What weight is considered "overweight" for a cat?

Most domestic cats are considered overweight at 12 pounds and obese at 15 pounds, though this varies by breed. A Maine Coon at 18 pounds may be at healthy weight, while a Siamese at 12 pounds is likely carrying excess fat. Your veterinarian can assess body condition score on a 1-to-9 scale, where 5 is ideal.

Can I use a cat tree instead of wall shelves for a heavy cat?

A cat tree works if the base is wide enough to prevent tipping. The base width should be at least equal to the height of the tree. A 5-foot tree needs a base at least 24 by 24 inches. Check that every platform on the tree is rated for your cat's dynamic weight, not just the static weight listing. Wall shelves anchored into studs provide more stability than any freestanding tree.

How do I know if my shelf is starting to fail?

Check for these early warning signs monthly: slight wobble when you push the shelf with moderate force, visible gap between the bracket and the wall surface, hairline cracks in the shelf material near the mounting holes, or drywall dust on the floor beneath the shelf. Any of these signals means the shelf needs remounting before the cat uses it again.

Will my cat lose weight from using wall shelves?

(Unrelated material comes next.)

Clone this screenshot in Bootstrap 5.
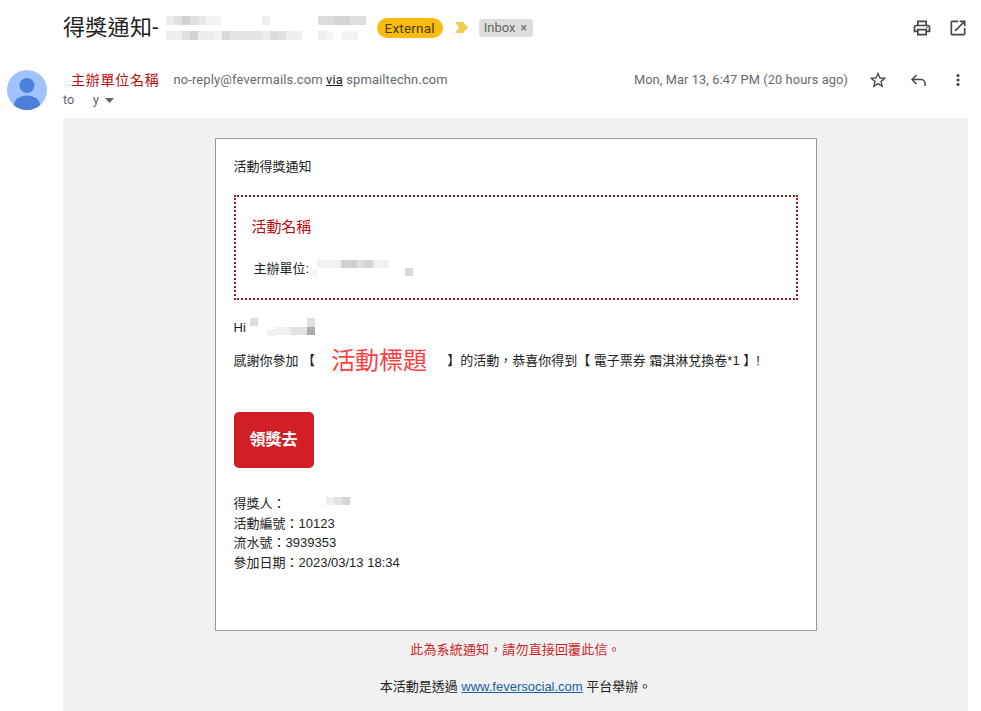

Regular climbing burns 3 to 5 calories per jump. A cat making 15 to 25 climbs daily over a structured route burns 45 to 125 extra calories without any change in diet. Combined with portion control, this level of activity produces measurable weight loss over 8 to 12 weeks. The exercise also builds muscle, which increases resting metabolic rate.

Conclusion

Heavy cats need shelves rated for double their body weight, mounted into wall studs with lag bolts, and spaced closer together than standard installations. Start with one low shelf, add height gradually, and let the cat set the pace.